Ad agencies are “bottom-feeders” - Alistair King

Alistair King, creative director of KingJames and one of the judges in this year's Loeries Awards, tells it as it is in the industry these days, no holds barred. “We have become bottom-feeders,” he says, talking quite frankly about ad agencies in the new era.

“We get our creative kicks cheaply and without the pain of having to fight with clients and persuade them of the value of a great advertising idea. The pressure of keeping clients is now officially greater than the desire to push them harder to make great advertising.”

Sad indictment

This, he says, is a sad indictment, “not just for agencies but also for marketers, that the best advertising this country makes is seldom for public consumption. It's for industry consumption.

“That needs to change for advertising agencies to earn back the respect it feels it deserves.”

But the future is not all bad, says King. “Agencies, I believe, will continue to grow it skills in making brands live and breathe in multiple places. In fact, agencies that don't learn these skills will perish. The need for innovation will grow as the price of media grows, and this will be good for the agencies that hold the best brains.”

He does not expect any whirlwind changes to how advertisers communicate to consumers, but does expect there to be an incremental move each year towards embracing more and more mobile media.

“I think media is getting more and more fragmented with more and more advertising mediums being on offer, but I do believe it will be a long time before classic advertising on classic mediums like TV, print and radio, will be redundant. I think in the short term, cutting edge technology will create a ton of new advertising vehicles, but I do believe that the bulk of consumers will ingest their advertising the good old fashioned way.
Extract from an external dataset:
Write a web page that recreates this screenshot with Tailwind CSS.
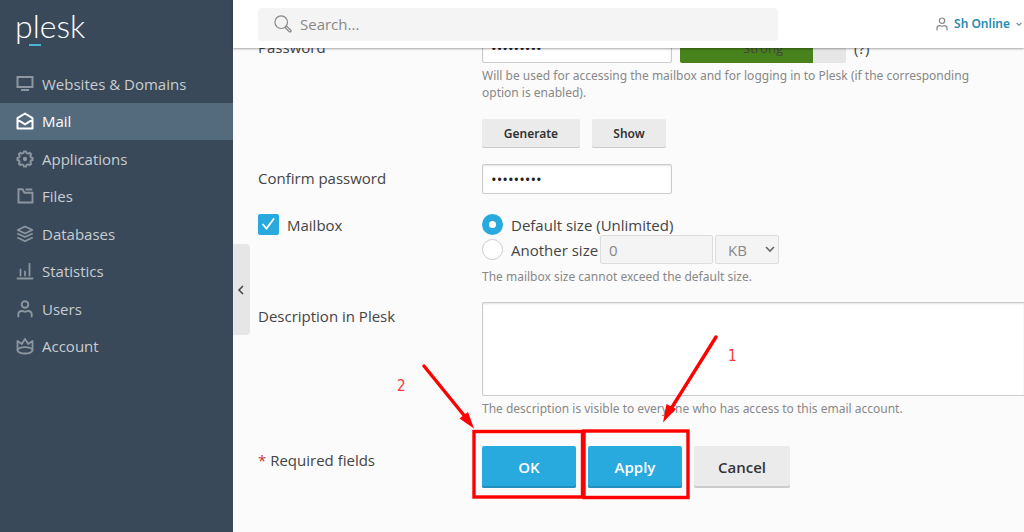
<!DOCTYPE html>
<html lang="en">
  <head>
    <meta charset="UTF-8" />
    <meta name="viewport" content="width=device-width, initial-scale=1.0" />
    <title>Plesk - Mail</title>
    <script src="https://cdn.jsdelivr.net/npm/@tailwindcss/browser@4"></script>
  </head>

  <body class="relative flex h-screen overflow-hidden bg-[#fbfbfb] font-['Open_Sans',sans-serif] text-[15px] leading-5 text-[#444]">
    <!-- Sidebar -->
    <aside class="w-[233px] shrink-0 bg-[#394959]">
      <a href="#" aria-label="plesk" class="relative block h-[65px] px-[15px] pt-2 font-['Lato',sans-serif] text-[32px] font-light leading-9 text-white">
        plesk
        <span class="absolute left-[29px] top-11 h-0.5 w-3 bg-[#4bb4d4]"></span>
      </a>
      <nav class="flex h-[300px] flex-col text-[#c8cdd1]">
        <a href="#" class="flex flex-1 items-center gap-2 px-4">
          <svg class="size-[18px] text-[#8d969e]" viewBox="0 0 18 18" fill="none" stroke="currentColor" stroke-width="2">
            <path d="M1.500 2h15v10h-15zM5 15h8" />
          </svg>
          Websites &amp; Domains
        </a>
        <a href="#" class="flex flex-1 items-center gap-2 bg-[#546a7d] px-4 text-white">
          <svg class="size-[18px]" viewBox="0 0 18 18" fill="none" stroke="currentColor" stroke-width="2" stroke-linejoin="round">
            <path d="M1.500 6.200 9 1.500l7.500 4.700v10.300h-15zM1.500 7.600 9 12.400l7.500-4.800" />
          </svg>
          Mail
        </a>
        <a href="#" class="flex flex-1 items-center gap-2 px-4">
          <svg class="size-[18px] text-[#8d969e]" viewBox="0 0 18 18" fill="none" stroke="currentColor" stroke-width="1.9" stroke-linejoin="round">
            <path d="M7.500 3 8 1.400h2L10.500 3l1.600.7 1.700-.9 1.400 1.400-.9 1.700.7 1.600 1.600.5v2l-1.600.5-.7 1.600.9 1.700-1.400 1.400-1.700-.9-1.600.7-.5 1.600H8L7.500 15l-1.600-.7-1.700.9-1.400-1.400.9-1.700L3 10.500 1.400 10V8L3 7.500l.7-1.600-.9-1.700 1.400-1.400 1.700.9z" />
            <circle cx="9" cy="9" r="1.200" fill="currentColor" />
          </svg>
          Applications
        </a>
        <a href="#" class="flex flex-1 items-center gap-2 px-4">
          <svg class="size-[18px] text-[#8d969e]" viewBox="0 0 18 18" fill="none" stroke="currentColor" stroke-width="1.900">
            <path d="M2.500 2.300h4l2 3.500h8v9.700h-14zM9.500 2.500h6.800" />
          </svg>
          Files
        </a>
        <a href="#" class="flex flex-1 items-center gap-2 px-4">
          <svg class="size-[18px] text-[#8d969e]" viewBox="0 0 18 18" fill="none" stroke="currentColor" stroke-width="1.800" stroke-linejoin="round">
            <path d="M9 1.500 16.300 5 9 8.500 1.700 5zM1.300 8.500 9 12l7.700-3.500M1.300 12.500 9 16.300l7.700-3.800" />
          </svg>
          Databases
        </a>
        <a href="#" class="flex flex-1 items-center gap-2 px-4">
          <svg class="size-[18px] text-[#8d969e]" viewBox="0 0 18 18" fill="none" stroke="currentColor" stroke-width="1.800" stroke-linecap="round">
            <path d="M1.500 16.500h15M4.500 7.500v6M9 9.500v4M13.500 2v11.500" />
          </svg>
          Statistics
        </a>
        <a href="#" class="flex flex-1 items-center gap-2 px-4">
          <svg class="size-[18px] text-[#8d969e]" viewBox="0 0 18 18" fill="none" stroke="currentColor" stroke-width="1.900" stroke-linecap="round">
            <circle cx="9" cy="4.500" r="3.300" />
            <path d="M2.300 16.500v-1.800c0-3 2-3.700 3.700-3.700 1.300 0 1.700.8 3 .8s1.700-.8 3-.8c1.700 0 3.700.7 3.700 3.700v1.800" />
          </svg>
          Users
        </a>
        <a href="#" class="flex flex-1 items-center gap-2 px-4">
          <svg class="size-[18px] text-[#8d969e]" viewBox="0 0 18 18" fill="none" stroke="currentColor" stroke-width="1.800" stroke-linejoin="round">
            <path d="M1.500 13.500V4l4.300 3L9 2l3.200 5 4.300-3v9.500" />
            <ellipse cx="9" cy="13.300" rx="7.500" ry="3.200" />
          </svg>
          Account
        </a>
      </nav>
    </aside>

    <button aria-label="Collapse sidebar" class="absolute left-[233px] top-[244px] flex h-[91px] w-[17px] items-center justify-center rounded-r bg-[#e6e6e6] pr-0.5 text-[#444]">
      <svg class="h-2.5 w-2" viewBox="0 0 8 10" fill="none" stroke="currentColor" stroke-width="1.500"><path d="M6 1 2 5l4 4" /></svg>
    </button>

    <div class="flex min-w-0 flex-1 flex-col">
      <!-- Top bar -->
      <header class="z-10 flex h-12 shrink-0 items-center justify-between bg-white pl-[25px] pr-0.5 shadow-[0_1px_2px_rgba(0,0,0,0.35)]">
        <label class="flex h-[33px] w-[520px] items-center gap-2 rounded bg-[#f4f4f4] pl-4">
          <svg class="size-[18px] text-[#888]" viewBox="0 0 18 18" fill="none" stroke="currentColor" stroke-width="1.200">
            <circle cx="7.200" cy="7.200" r="6.300" />
            <path d="m11 12.500 1.500-1.500 4.300 4.200c.8 1-.5 2.300-1.500 1.500z" />
          </svg>
          <input type="search" placeholder="Search..." aria-label="Search" class="flex-1 bg-transparent outline-none placeholder:text-[#888]" />
        </label>
        <button class="flex items-center gap-1.5 font-['Noto_Sans',sans-serif] text-xs font-semibold text-[#2a8bb0]">
          <svg class="h-3.5 w-3 text-[#888]" viewBox="0 0 12 14" fill="none" stroke="currentColor" stroke-width="1.200" stroke-linecap="round">
            <circle cx="6" cy="3.700" r="2.700" />
            <path d="M1 13v-1.600c0-2 1.400-2.700 2.700-2.700 1 0 1.300.5 2.300.5s1.300-.5 2.300-.5c1.300 0 2.700.7 2.700 2.700V13" />
          </svg>
          Sh Online
          <svg class="h-1.5 w-1.5 text-[#888]" viewBox="0 0 6 6" fill="none" stroke="currentColor" stroke-width="1.200"><path d="m.6 2 2.400 2.200L5.400 2" /></svg>
        </button>
      </header>

      <!-- Mailbox form, scrolled under the top bar -->
      <form class="-mt-[15px] grid grid-cols-[224px_minmax(0,1fr)] pl-[25px]">
        <label for="password" class="pt-1">Password</label>
        <div>
          <div class="flex items-center gap-2">
            <input id="password" type="password" value="password1" class="h-[30px] w-[190px] rounded-xs border border-[#ccc] bg-white px-2 text-[#222] shadow-[inset_0_1px_2px_rgba(0,0,0,0.12)]" />
            <div class="relative h-[30px] w-[166px] overflow-hidden rounded-xs bg-[#e6e6e6] text-center text-[13px] leading-[30px]">
              <div class="absolute inset-y-0 left-0 w-4/5 bg-[#48821c]"></div>
              <span class="relative">Strong</span>
            </div>
            <span>(?)</span>
          </div>
          <p class="mt-1 max-w-[520px] font-['Noto_Sans',sans-serif] text-xs leading-[17px] text-[#888]">Will be used for accessing the mailbox and for logging in to Plesk (if the corresponding option is enabled).</p>
          <div class="mt-[18px] flex gap-3 font-['Noto_Sans',sans-serif]">
            <button type="button" class="h-[29px] w-[98px] rounded-xs bg-[#ebebeb] text-xs font-semibold text-[#333] shadow-[inset_0_-1px_0_#ccc]">Generate</button>
            <button type="button" class="h-[29px] w-[74px] rounded-xs bg-[#ebebeb] text-xs font-semibold text-[#333] shadow-[inset_0_-1px_0_#ccc]">Show</button>
          </div>
        </div>

        <label for="confirm" class="mt-4 pt-1">Confirm password</label>
        <div class="mt-4">
          <input id="confirm" type="password" value="password1" class="block h-[30px] w-[190px] rounded-xs border border-[#ccc] bg-white px-2 text-[#222] shadow-[inset_0_1px_2px_rgba(0,0,0,0.12)]" />
        </div>

        <div class="mt-5">
          <label class="flex items-center gap-2">
            <span class="relative size-[21px]">
              <input type="checkbox" checked class="block size-full appearance-none rounded-xs border border-[#ccc] bg-white checked:border-[#28aade] checked:bg-[#28aade]" />
              <svg class="pointer-events-none absolute inset-0 text-white" viewBox="0 0 21 21" fill="none" stroke="currentColor" stroke-width="1.800"><path d="m4.500 10 4 4.500 7.500-10" /></svg>
            </span>
            Mailbox
          </label>
        </div>
        <div class="mt-5">
          <label class="flex h-[21px] items-center gap-2">
            <input type="radio" name="size" checked class="size-[21px] appearance-none rounded-full border border-[#ccc] bg-white checked:border-[7px] checked:border-[#28aade]" />
            Default size (Unlimited)
          </label>
          <div class="flex h-[29px] items-center gap-0.5">
            <label class="flex items-center gap-2">
              <input type="radio" name="size" class="size-[21px] appearance-none rounded-full border border-[#ccc] bg-white checked:border-[7px] checked:border-[#28aade]" />
              Another size
            </label>
            <input type="text" value="0" disabled aria-label="Mailbox size" class="h-[29px] w-[113px] rounded-xs border border-[#ddd] bg-[#f4f4f4] px-2 text-[#888]" />
            <span class="relative">
              <select disabled aria-label="Size unit" class="block h-[29px] w-16 appearance-none rounded-xs border border-[#ddd] bg-[#f4f4f4] px-3 text-[#888]">
                <option>KB</option>
                <option>MB</option>
                <option>GB</option>
              </select>
              <svg class="pointer-events-none absolute right-1 top-2.5 h-2 w-2.5 text-[#666]" viewBox="0 0 10 8" fill="none" stroke="currentColor" stroke-width="1.600"><path d="m1 2 4 4 4-4" /></svg>
            </span>
          </div>
          <p class="mt-1 font-['Noto_Sans',sans-serif] text-xs leading-[17px] text-[#888]">The mailbox size cannot exceed the default size.</p>
        </div>

        <label for="description" class="mt-[17px] pt-1">Description in Plesk</label>
        <div class="mt-[17px]">
          <textarea id="description" class="block h-[94px] w-full resize-none rounded-l-xs border border-r-0 border-[#ccc] bg-white p-2 shadow-[inset_0_1px_2px_rgba(0,0,0,0.12)]"></textarea>
          <p class="mt-1 font-['Noto_Sans',sans-serif] text-xs leading-[17px] text-[#888]">The description is visible to everyone who has access to this email account.</p>
        </div>

        <div class="mt-[29px] pt-1"><span class="text-[#c33]">*</span> Required fields</div>
        <div class="mt-[29px] flex gap-3">
          <button type="submit" class="h-[42px] w-[94px] rounded-xs bg-[#28aade] font-semibold text-white shadow-[inset_0_-2px_0_#2190bd]">OK</button>
          <button type="button" class="h-[42px] w-[94px] rounded-xs bg-[#28aade] font-semibold text-white shadow-[inset_0_-2px_0_#2190bd]">Apply</button>
          <button type="button" class="h-[42px] w-24 rounded-xs bg-[#ebebeb] font-semibold text-[#333] shadow-[inset_0_-2px_0_#ccc]">Cancel</button>
        </div>
      </form>
    </div>

    <!-- Step markers drawn over the form -->
    <svg class="pointer-events-none absolute left-0 top-0 z-20 h-[532px] w-[1024px] font-['DejaVu_Sans_Condensed','DejaVu_Sans',sans-serif]" viewBox="0 0 1024 532" fill="none" stroke="#f00" stroke-width="3.400">
      <rect x="474" y="431.500" width="108.500" height="65.500" />
      <rect x="584" y="431" width="104" height="66.500" />
      <path d="M424 366l43 53M716 337l-47 75" stroke-linecap="round" />
      <path d="M474 428.500 459.500 418.500 468 412zM663 422.500l3.500-18.500 9.500 5z" fill="#f00" stroke="none" />
      <text x="397" y="391" fill="#f33" stroke="none" font-size="15">2</text>
      <text x="728" y="361" fill="#f33" stroke="none" font-size="15">1</text>
    </svg>
  </body>
</html>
In fact, for as long as I have been in advertising, the web has been touted as the next advertising paradigm, and yet here we sit, 15 years later with the web attracting only the slightest portion of ad spend. I find the constant hype around the next big thing to be rather exaggerated.”

Major fragmentation

In the last decade there also appeared to be major fragmentation in a number of areas; in particular strategy and media. “In the '80s, media (planning and buying) was housed in agencies, and was, in fact, the norm for how agencies were remunerated. During the '90s, independent media houses emerged en mass, and marketers often liaise directly with media companies, sometimes independent to its agency.

“In more recent times, media companies, who now find their markup being squeezed, are even attempting to grab a greater portion of the budget by attempting to generate strategy, and even creative. What qualifies them to do so is a mystery to me, but it's happening, and is often painful to witness.
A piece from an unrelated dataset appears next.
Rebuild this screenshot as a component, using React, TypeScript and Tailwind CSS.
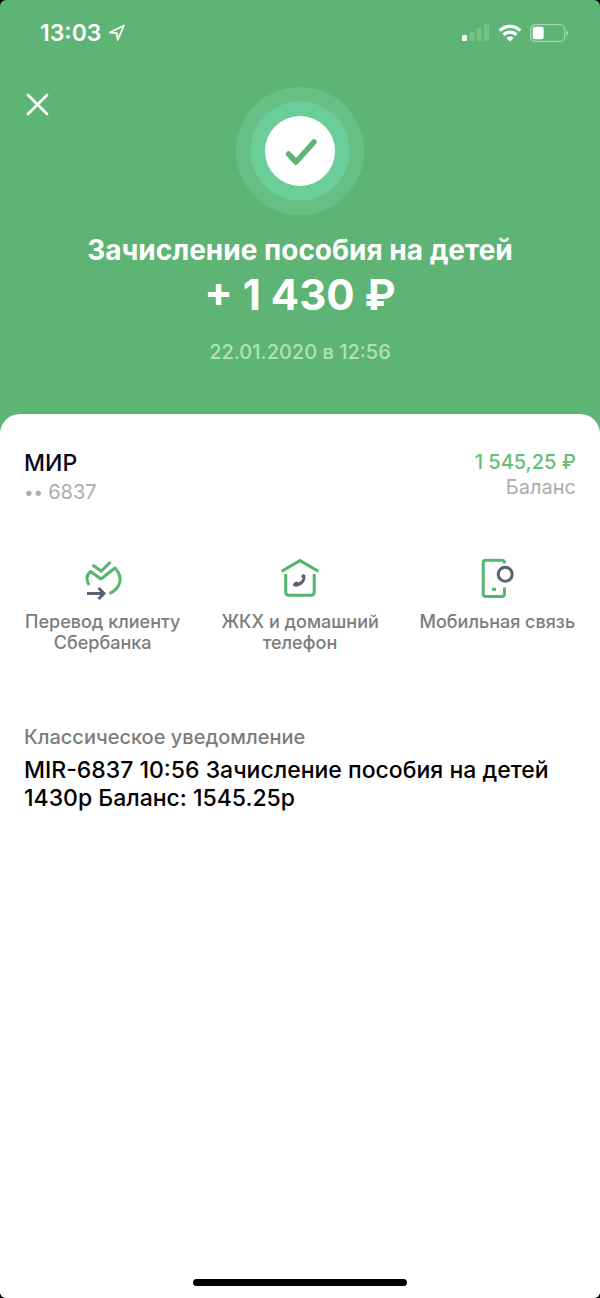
import React from 'react';

interface QuickActionProps {
  label: string;
  children: React.ReactNode;
}

function QuickAction({ label, children }: QuickActionProps) {
  return (
    <button type="button" className="flex flex-1 flex-col items-center gap-[13px] px-4">
      <svg viewBox="0 0 40 40" className="h-10 w-10 overflow-visible" fill="none" strokeWidth="3" aria-hidden="true">
        {children}
      </svg>
      <span className="text-center text-[18px] font-medium leading-[21px] text-[#7c7c7c]">{label}</span>
    </button>
  );
}

function StatusBar() {
  return (
    <div className="flex h-[66px] items-center justify-between pl-10 pr-8">
      <div className="flex items-center gap-[6px]">
        <span className="text-[23px] font-semibold leading-7">13:03</span>
        <svg viewBox="0 0 18 18" className="h-[18px] w-[18px]" fill="none" stroke="currentColor" strokeWidth="1.8" strokeLinejoin="round" aria-hidden="true">
          <path d="M16 1.5 2 8.5l6.8.7.8 6.8Z" />
        </svg>
      </div>
      <div className="flex items-center gap-2">
        <svg viewBox="0 0 28 18" className="h-[18px] w-7" fill="currentColor" aria-hidden="true">
          <rect x="0" y="11" width="5" height="6" rx="1.3" />
          <rect x="7.4" y="8" width="5" height="9" rx="1.3" opacity="0.16" />
          <rect x="14.6" y="4" width="5" height="13" rx="1.3" opacity="0.16" />
          <rect x="22" y="0" width="5" height="17" rx="1.3" opacity="0.16" />
        </svg>
        <svg viewBox="0 0 24 18" className="h-[18px] w-6" fill="none" stroke="currentColor" strokeWidth="3.2" aria-hidden="true">
          <path d="M1.7 6.6a14.6 14.6 0 0 1 20.6 0" />
          <path d="M5.6 10.8a9 9 0 0 1 12.8 0" />
          <path d="M12 17.6 8.4 14a5.1 5.1 0 0 1 7.2 0Z" fill="currentColor" stroke="none" />
        </svg>
        <svg viewBox="0 0 38 18" className="h-[18px] w-[38px]" fill="currentColor" aria-hidden="true">
          <rect x="0.7" y="0.7" width="34" height="16.6" rx="4.5" fill="none" stroke="currentColor" strokeWidth="1.2" opacity="0.45" />
          <rect x="2.7" y="2.7" width="11" height="12.6" rx="2.4" />
          <path d="M36.4 6.2c2.2 1 2.2 4.6 0 5.6Z" opacity="0.5" />
        </svg>
      </div>
    </div>
  );
}

export default function App() {
  return (
    <div className="bg-black font-['Inter','Liberation_Sans',sans-serif]">
      <div className="flex min-h-screen flex-col overflow-hidden rounded-md bg-[#5eb475]">
        <header className="relative pb-[50px] text-white">
          <StatusBar />
          <button type="button" aria-label="Закрыть" className="absolute left-6 top-[91px]">
            <svg viewBox="0 0 26 26" className="h-[26px] w-[26px]" fill="none" stroke="currentColor" strokeWidth="2.7" strokeLinecap="round">
              <path d="m4 4 19 19M23 4 4 23" />
            </svg>
          </button>

          <div className="flex flex-col items-center pt-5">
            <svg viewBox="0 0 130 130" className="h-[130px] w-[130px]" aria-hidden="true">
              <circle cx="65" cy="65" r="64" fill="#66c085" />
              <circle cx="65" cy="65" r="49.5" fill="#6bcd97" />
              <circle cx="65" cy="65" r="35" fill="#fff" />
              <path d="m53.5 68 7.5 8L79 56" fill="none" stroke="#5eb475" strokeWidth="5.5" strokeLinecap="round" strokeLinejoin="round" />
            </svg>
            <h1 className="mt-4 text-center text-[28px] font-bold leading-9">Зачисление пособия на детей</h1>
            <p className="text-[42px] font-bold leading-[54px]">+ 1 430 ₽</p>
            <p className="mt-[18px] text-[20px] font-medium leading-6 text-[#b0e2ba]">22.01.2020 в 12:56</p>
          </div>
        </header>

        <main className="flex flex-1 flex-col rounded-t-[20px] bg-white">
          <section className="flex justify-between px-6 pt-[34px]">
            <div>
              <h2 className="text-[23px] font-medium leading-[30px] text-[#090919]">МИР</h2>
              <p className="flex items-center gap-[5px] text-[20px] leading-7 text-[#acacac]">
                <span className="text-[17px]">••</span>
                6837
              </p>
            </div>
            <div className="pt-[2px] text-right text-[20px] leading-[25px]">
              <p className="font-medium text-[#66bd73]">1 545,25 ₽</p>
              <p className="text-[#acacac]">Баланс</p>
            </div>
          </section>

          <nav className="flex items-start px-1 pt-[52px]">
            <QuickAction label="Перевод клиенту Сбербанка">
              <path d="m9.5 7 8.7 6L27.5 4" stroke="#55b56e" />
              <path d="M6 27C3 22 3.5 17 7.5 13.5L18 21l14-11c9 9.5 5.5 20.5-5.5 25.5" stroke="#55b56e" strokeLinejoin="round" />
              <path d="M4 35.5h16M15.5 30l5.5 5.5-5.5 5.5" stroke="#5c6071" />
            </QuickAction>
            <QuickAction label="ЖКХ и домашний телефон">
              <path d="M1.7 13.3 20 2.6l18.3 10.7" stroke="#55b56e" />
              <path d="M5.7 16v18q0 3.2 3 3.2h22.5q3 0 3-3.2V16" stroke="#55b56e" />
              <path d="M13.2 25.8c-.6.7-.3 2 .8 2.5 5.8 2 13-4.8 11.2-11-.4-1.2-2-1.5-2.7-.7l-.8 1c-.5.7-.3 1.7.3 2.2l.7.5c-.7 2-2.3 3.5-4.3 4.3l-.6-.6c-.6-.7-1.5-.8-2.2-.2Z" fill="#5c6071" />
            </QuickAction>
            <QuickAction label="Мобильная связь">
              <path d="M27.5 5.5V5q0-2.700-3-2.700H9.2q-3 0-3 2.700v30.500q0 3 3 3h15.300q3 0 3-3V29.500" stroke="#55b56e" />
              <circle cx="28.2" cy="16.3" r="7" stroke="#5c6071" />
              <path d="M15 31.3h4" stroke="#55b56e" />
            </QuickAction>
          </nav>

          <section className="px-6 pt-[70px]">
            <h3 className="text-[20px] font-medium leading-7 text-[#7c7c7c]">Классическое уведомление</h3>
            <p className="mt-[5px] text-[23px] font-medium leading-7 text-black">
              MIR-6837 10:56 Зачисление пособия на детей 1430р Баланс: 1545.25р
            </p>
          </section>

          <div className="mx-auto mb-3 mt-auto h-[7px] w-[214px] rounded-full bg-black" />
        </main>
      </div>
    </div>
  );
}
“I believe that media will gradually gravitate back to agencies, and brands will be better off for it. In my opinion, handling media outside of the creative process has been destructive to brands.

“The emergence of strategic consultants is also relatively new. There are some very good strategic companies around, but there are also some shockers. It seems anyone who was once in client service in an agency can now position themselves as a strategic consultant, and charge obscene fees in the process. I am often amazed at how hard it is to get a client to increase their agency retainer by a few thousand rand a month, but how easily that same client will blow a couple of hundred thousand rand on a consultant without blinking. Again, I believe strategy should work in tandem with the creative process, and when it doesn't it is counter productive for brands,” he concludes.